[GIVEN MATERIAL]
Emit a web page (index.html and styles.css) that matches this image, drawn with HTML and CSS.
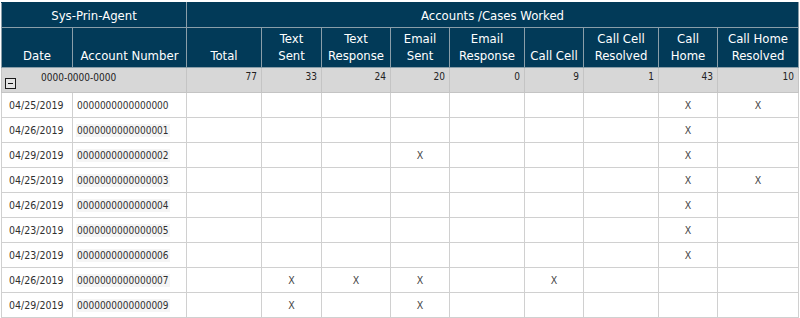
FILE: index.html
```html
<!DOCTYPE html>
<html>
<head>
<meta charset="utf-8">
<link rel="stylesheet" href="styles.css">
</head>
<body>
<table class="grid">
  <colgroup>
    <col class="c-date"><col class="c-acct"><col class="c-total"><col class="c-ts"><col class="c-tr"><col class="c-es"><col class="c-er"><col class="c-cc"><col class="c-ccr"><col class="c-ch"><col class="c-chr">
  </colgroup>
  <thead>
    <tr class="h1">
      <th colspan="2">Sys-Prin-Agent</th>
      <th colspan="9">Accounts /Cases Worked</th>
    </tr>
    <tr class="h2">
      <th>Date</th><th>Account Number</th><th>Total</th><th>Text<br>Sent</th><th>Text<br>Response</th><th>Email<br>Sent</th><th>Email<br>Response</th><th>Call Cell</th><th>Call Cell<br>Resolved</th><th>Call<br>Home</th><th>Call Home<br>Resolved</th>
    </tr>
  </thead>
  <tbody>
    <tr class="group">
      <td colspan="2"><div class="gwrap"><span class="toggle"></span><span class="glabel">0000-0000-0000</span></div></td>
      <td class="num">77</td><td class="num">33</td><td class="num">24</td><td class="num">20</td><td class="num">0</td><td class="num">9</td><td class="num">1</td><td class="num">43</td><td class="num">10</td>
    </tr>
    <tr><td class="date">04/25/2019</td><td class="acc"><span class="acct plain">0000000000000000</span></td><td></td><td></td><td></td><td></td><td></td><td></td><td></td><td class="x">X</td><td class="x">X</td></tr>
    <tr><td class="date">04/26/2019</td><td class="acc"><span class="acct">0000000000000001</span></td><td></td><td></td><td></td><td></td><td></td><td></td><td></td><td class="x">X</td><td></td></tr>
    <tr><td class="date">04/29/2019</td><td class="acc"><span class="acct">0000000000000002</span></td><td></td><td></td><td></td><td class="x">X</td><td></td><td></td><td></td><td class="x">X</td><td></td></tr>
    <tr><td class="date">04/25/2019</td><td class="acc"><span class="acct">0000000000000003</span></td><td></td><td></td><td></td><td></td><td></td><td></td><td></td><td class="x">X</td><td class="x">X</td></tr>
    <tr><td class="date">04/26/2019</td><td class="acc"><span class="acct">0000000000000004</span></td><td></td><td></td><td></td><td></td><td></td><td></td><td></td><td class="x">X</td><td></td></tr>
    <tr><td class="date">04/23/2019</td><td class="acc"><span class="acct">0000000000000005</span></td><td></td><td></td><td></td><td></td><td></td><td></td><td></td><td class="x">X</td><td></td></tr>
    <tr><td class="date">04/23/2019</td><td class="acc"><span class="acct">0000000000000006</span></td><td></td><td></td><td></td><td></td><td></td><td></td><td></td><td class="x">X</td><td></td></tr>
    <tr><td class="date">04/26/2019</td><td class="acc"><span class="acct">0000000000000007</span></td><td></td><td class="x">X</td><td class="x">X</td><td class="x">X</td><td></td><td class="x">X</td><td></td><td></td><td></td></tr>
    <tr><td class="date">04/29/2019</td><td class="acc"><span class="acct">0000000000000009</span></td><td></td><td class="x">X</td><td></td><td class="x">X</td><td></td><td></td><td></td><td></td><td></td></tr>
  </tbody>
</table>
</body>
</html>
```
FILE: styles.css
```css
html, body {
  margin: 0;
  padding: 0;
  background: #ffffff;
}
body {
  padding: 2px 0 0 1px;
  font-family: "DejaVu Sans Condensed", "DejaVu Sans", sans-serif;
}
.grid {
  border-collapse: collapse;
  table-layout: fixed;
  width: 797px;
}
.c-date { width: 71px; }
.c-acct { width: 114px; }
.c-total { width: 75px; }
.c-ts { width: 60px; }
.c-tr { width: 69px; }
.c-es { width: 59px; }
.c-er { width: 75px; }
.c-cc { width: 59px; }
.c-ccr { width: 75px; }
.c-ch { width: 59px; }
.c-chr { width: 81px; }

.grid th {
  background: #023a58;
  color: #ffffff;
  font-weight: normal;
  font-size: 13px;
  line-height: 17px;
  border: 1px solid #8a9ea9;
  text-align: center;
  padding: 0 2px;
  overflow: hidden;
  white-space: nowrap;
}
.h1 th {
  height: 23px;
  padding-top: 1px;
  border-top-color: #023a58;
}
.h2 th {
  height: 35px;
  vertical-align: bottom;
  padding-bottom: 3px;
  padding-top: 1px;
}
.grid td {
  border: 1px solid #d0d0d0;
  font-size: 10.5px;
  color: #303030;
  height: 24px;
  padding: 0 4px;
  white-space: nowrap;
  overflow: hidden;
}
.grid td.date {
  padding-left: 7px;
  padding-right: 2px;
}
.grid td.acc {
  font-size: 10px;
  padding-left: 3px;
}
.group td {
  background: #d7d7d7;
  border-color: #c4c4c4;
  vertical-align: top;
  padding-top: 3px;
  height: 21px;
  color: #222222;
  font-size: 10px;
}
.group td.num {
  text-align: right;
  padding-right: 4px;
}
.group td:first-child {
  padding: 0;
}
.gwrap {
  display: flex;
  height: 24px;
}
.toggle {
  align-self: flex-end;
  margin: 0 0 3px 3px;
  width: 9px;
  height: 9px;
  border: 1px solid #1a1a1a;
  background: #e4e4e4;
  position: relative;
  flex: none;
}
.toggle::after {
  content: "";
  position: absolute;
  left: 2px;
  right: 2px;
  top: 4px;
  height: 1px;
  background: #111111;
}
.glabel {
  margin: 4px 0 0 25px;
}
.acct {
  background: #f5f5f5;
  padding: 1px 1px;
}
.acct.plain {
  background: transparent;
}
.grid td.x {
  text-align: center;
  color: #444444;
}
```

[WORK INSTRUCTIONS] Quote the material exactly. Pictures stay out.

[COMPLETE ANSWER]
Emit a web page (index.html and styles.css) that matches this image, drawn with HTML and CSS.
FILE: index.html
```html
<!DOCTYPE html>
<html>
<head>
<meta charset="utf-8">
<link rel="stylesheet" href="styles.css">
</head>
<body>
<table class="grid">
  <colgroup>
    <col class="c-date"><col class="c-acct"><col class="c-total"><col class="c-ts"><col class="c-tr"><col class="c-es"><col class="c-er"><col class="c-cc"><col class="c-ccr"><col class="c-ch"><col class="c-chr">
  </colgroup>
  <thead>
    <tr class="h1">
      <th colspan="2">Sys-Prin-Agent</th>
      <th colspan="9">Accounts /Cases Worked</th>
    </tr>
    <tr class="h2">
      <th>Date</th><th>Account Number</th><th>Total</th><th>Text<br>Sent</th><th>Text<br>Response</th><th>Email<br>Sent</th><th>Email<br>Response</th><th>Call Cell</th><th>Call Cell<br>Resolved</th><th>Call<br>Home</th><th>Call Home<br>Resolved</th>
    </tr>
  </thead>
  <tbody>
    <tr class="group">
      <td colspan="2"><div class="gwrap"><span class="toggle"></span><span class="glabel">0000-0000-0000</span></div></td>
      <td class="num">77</td><td class="num">33</td><td class="num">24</td><td class="num">20</td><td class="num">0</td><td class="num">9</td><td class="num">1</td><td class="num">43</td><td class="num">10</td>
    </tr>
    <tr><td class="date">04/25/2019</td><td class="acc"><span class="acct plain">0000000000000000</span></td><td></td><td></td><td></td><td></td><td></td><td></td><td></td><td class="x">X</td><td class="x">X</td></tr>
    <tr><td class="date">04/26/2019</td><td class="acc"><span class="acct">0000000000000001</span></td><td></td><td></td><td></td><td></td><td></td><td></td><td></td><td class="x">X</td><td></td></tr>
    <tr><td class="date">04/29/2019</td><td class="acc"><span class="acct">0000000000000002</span></td><td></td><td></td><td></td><td class="x">X</td><td></td><td></td><td></td><td class="x">X</td><td></td></tr>
    <tr><td class="date">04/25/2019</td><td class="acc"><span class="acct">0000000000000003</span></td><td></td><td></td><td></td><td></td><td></td><td></td><td></td><td class="x">X</td><td class="x">X</td></tr>
    <tr><td class="date">04/26/2019</td><td class="acc"><span class="acct">0000000000000004</span></td><td></td><td></td><td></td><td></td><td></td><td></td><td></td><td class="x">X</td><td></td></tr>
    <tr><td class="date">04/23/2019</td><td class="acc"><span class="acct">0000000000000005</span></td><td></td><td></td><td></td><td></td><td></td><td></td><td></td><td class="x">X</td><td></td></tr>
    <tr><td class="date">04/23/2019</td><td class="acc"><span class="acct">0000000000000006</span></td><td></td><td></td><td></td><td></td><td></td><td></td><td></td><td class="x">X</td><td></td></tr>
    <tr><td class="date">04/26/2019</td><td class="acc"><span class="acct">0000000000000007</span></td><td></td><td class="x">X</td><td class="x">X</td><td class="x">X</td><td></td><td class="x">X</td><td></td><td></td><td></td></tr>
    <tr><td class="date">04/29/2019</td><td class="acc"><span class="acct">0000000000000009</span></td><td></td><td class="x">X</td><td></td><td class="x">X</td><td></td><td></td><td></td><td></td><td></td></tr>
  </tbody>
</table>
</body>
</html>
```
FILE: styles.css
```css
html, body {
  margin: 0;
  padding: 0;
  background: #ffffff;
}
body {
  padding: 2px 0 0 1px;
  font-family: "DejaVu Sans Condensed", "DejaVu Sans", sans-serif;
}
.grid {
  border-collapse: collapse;
  table-layout: fixed;
  width: 797px;
}
.c-date { width: 71px; }
.c-acct { width: 114px; }
.c-total { width: 75px; }
.c-ts { width: 60px; }
.c-tr { width: 69px; }
.c-es { width: 59px; }
.c-er { width: 75px; }
.c-cc { width: 59px; }
.c-ccr { width: 75px; }
.c-ch { width: 59px; }
.c-chr { width: 81px; }

.grid th {
  background: #023a58;
  color: #ffffff;
  font-weight: normal;
  font-size: 13px;
  line-height: 17px;
  border: 1px solid #8a9ea9;
  text-align: center;
  padding: 0 2px;
  overflow: hidden;
  white-space: nowrap;
}
.h1 th {
  height: 23px;
  padding-top: 1px;
  border-top-color: #023a58;
}
.h2 th {
  height: 35px;
  vertical-align: bottom;
  padding-bottom: 3px;
  padding-top: 1px;
}
.grid td {
  border: 1px solid #d0d0d0;
  font-size: 10.5px;
  color: #303030;
  height: 24px;
  padding: 0 4px;
  white-space: nowrap;
  overflow: hidden;
}
.grid td.date {
  padding-left: 7px;
  padding-right: 2px;
}
.grid td.acc {
  font-size: 10px;
  padding-left: 3px;
}
.group td {
  background: #d7d7d7;
  border-color: #c4c4c4;
  vertical-align: top;
  padding-top: 3px;
  height: 21px;
  color: #222222;
  font-size: 10px;
}
.group td.num {
  text-align: right;
  padding-right: 4px;
}
.group td:first-child {
  padding: 0;
}
.gwrap {
  display: flex;
  height: 24px;
}
.toggle {
  align-self: flex-end;
  margin: 0 0 3px 3px;
  width: 9px;
  height: 9px;
  border: 1px solid #1a1a1a;
  background: #e4e4e4;
  position: relative;
  flex: none;
}
.toggle::after {
  content: "";
  position: absolute;
  left: 2px;
  right: 2px;
  top: 4px;
  height: 1px;
  background: #111111;
}
.glabel {
  margin: 4px 0 0 25px;
}
.acct {
  background: #f5f5f5;
  padding: 1px 1px;
}
.acct.plain {
  background: transparent;
}
.grid td.x {
  text-align: center;
  color: #444444;
}
```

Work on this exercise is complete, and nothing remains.